┌─ Data segment

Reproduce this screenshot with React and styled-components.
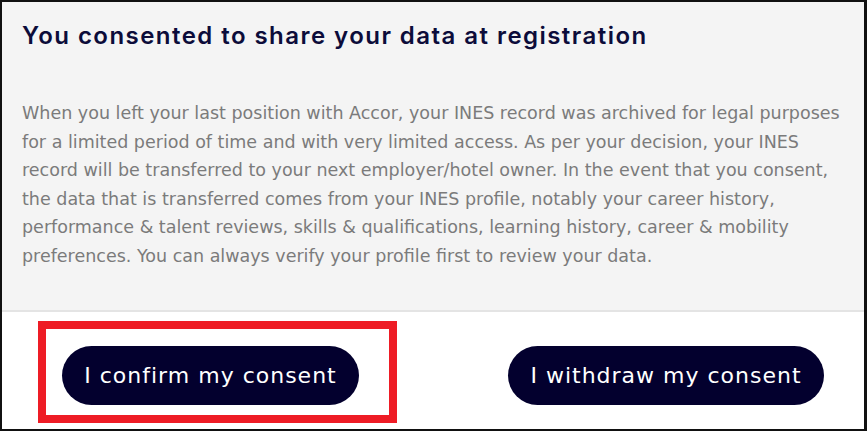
import React from 'react';
import styled, { createGlobalStyle } from 'styled-components';

const GlobalStyle = createGlobalStyle`
  html, body {
    margin: 0;
    padding: 0;
    background: #ffffff;
  }
  * {
    box-sizing: border-box;
  }
`;

const Frame = styled.div`
  width: 867px;
  height: 431px;
  display: flex;
  flex-direction: column;
  border-top: 2px solid #111;
  border-left: 2px solid #111;
  border-right: 3px solid #111;
  border-bottom: 2px solid #111;
  font-family: 'DejaVu Sans', Inter, sans-serif;
  overflow: hidden;
`;

const Body = styled.div`
  background: #f4f4f4;
  height: 310px;
  padding: 18px 20px 0 20px;
  border-bottom: 2px solid #e4e4e4;
`;

const Title = styled.h2`
  margin: 0;
  font-family: Inter, 'DejaVu Sans', sans-serif;
  font-size: 24px;
  line-height: 32px;
  font-weight: 600;
  letter-spacing: 1.45px;
  color: #0c0c3a;
`;

const Text = styled.p`
  margin: 47px 0 0;
  font-size: 17.5px;
  line-height: 28.6px;
  color: #7b7b7b;
  white-space: nowrap;
`;

const Footer = styled.div`
  flex: 1;
  background: #fff;
  display: flex;
  align-items: flex-start;
  justify-content: space-between;
  padding: 34px 40px 0 60px;
`;

// red annotation frame drawn over the first button
const Marked = styled.span`
  position: relative;
  display: inline-flex;

  &::after {
    content: '';
    position: absolute;
    left: -24px;
    top: -25px;
    right: -38px;
    bottom: -18px;
    border: 8px solid #ee1c25;
    pointer-events: none;
  }
`;

const Button = styled.button`
  height: 59px;
  width: ${(p) => p.$w}px;
  border: none;
  border-radius: 30px;
  background: #03002e;
  color: #fff;
  font-family: inherit;
  font-size: 22px;
  letter-spacing: 1px;
  font-weight: 400;
  padding: 0;
  cursor: pointer;
`;

export default function App() {
  return (
    <>
      <GlobalStyle />
      <Frame>
        <Body>
          <Title>You consented to share your data at registration</Title>
          <Text>
            When you left your last position with Accor, your INES record was archived for legal purposes<br />
            for a limited period of time and with very limited access. As per your decision, your INES<br />
            record will be transferred to your next employer/hotel owner. In the event that you consent,<br />
            the data that is transferred comes from your INES profile, notably your career history,<br />
            performance &amp; talent reviews, skills &amp; qualifications, learning history, career &amp; mobility<br />
            preferences. You can always verify your profile first to review your data.
          </Text>
        </Body>
        <Footer>
          <Marked>
            <Button $w={297}>I confirm my consent</Button>
          </Marked>
          <Button $w={316}>I withdraw my consent</Button>
        </Footer>
      </Frame>
    </>
  );
}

└─

[What needs to be done]:
Keep the pictures out of the copy and return the rest of the data above exactly.

[In response]:
Reproduce this screenshot with React and styled-components.
import React from 'react';
import styled, { createGlobalStyle } from 'styled-components';

const GlobalStyle = createGlobalStyle`
  html, body {
    margin: 0;
    padding: 0;
    background: #ffffff;
  }
  * {
    box-sizing: border-box;
  }
`;

const Frame = styled.div`
  width: 867px;
  height: 431px;
  display: flex;
  flex-direction: column;
  border-top: 2px solid #111;
  border-left: 2px solid #111;
  border-right: 3px solid #111;
  border-bottom: 2px solid #111;
  font-family: 'DejaVu Sans', Inter, sans-serif;
  overflow: hidden;
`;

const Body = styled.div`
  background: #f4f4f4;
  height: 310px;
  padding: 18px 20px 0 20px;
  border-bottom: 2px solid #e4e4e4;
`;

const Title = styled.h2`
  margin: 0;
  font-family: Inter, 'DejaVu Sans', sans-serif;
  font-size: 24px;
  line-height: 32px;
  font-weight: 600;
  letter-spacing: 1.45px;
  color: #0c0c3a;
`;

const Text = styled.p`
  margin: 47px 0 0;
  font-size: 17.5px;
  line-height: 28.6px;
  color: #7b7b7b;
  white-space: nowrap;
`;

const Footer = styled.div`
  flex: 1;
  background: #fff;
  display: flex;
  align-items: flex-start;
  justify-content: space-between;
  padding: 34px 40px 0 60px;
`;

// red annotation frame drawn over the first button
const Marked = styled.span`
  position: relative;
  display: inline-flex;

  &::after {
    content: '';
    position: absolute;
    left: -24px;
    top: -25px;
    right: -38px;
    bottom: -18px;
    border: 8px solid #ee1c25;
    pointer-events: none;
  }
`;

const Button = styled.button`
  height: 59px;
  width: ${(p) => p.$w}px;
  border: none;
  border-radius: 30px;
  background: #03002e;
  color: #fff;
  font-family: inherit;
  font-size: 22px;
  letter-spacing: 1px;
  font-weight: 400;
  padding: 0;
  cursor: pointer;
`;

export default function App() {
  return (
    <>
      <GlobalStyle />
      <Frame>
        <Body>
          <Title>You consented to share your data at registration</Title>
          <Text>
            When you left your last position with Accor, your INES record was archived for legal purposes<br />
            for a limited period of time and with very limited access. As per your decision, your INES<br />
            record will be transferred to your next employer/hotel owner. In the event that you consent,<br />
            the data that is transferred comes from your INES profile, notably your career history,<br />
            performance &amp; talent reviews, skills &amp; qualifications, learning history, career &amp; mobility<br />
            preferences. You can always verify your profile first to review your data.
          </Text>
        </Body>
        <Footer>
          <Marked>
            <Button $w={297}>I confirm my consent</Button>
          </Marked>
          <Button $w={316}>I withdraw my consent</Button>
        </Footer>
      </Frame>
    </>
  );
}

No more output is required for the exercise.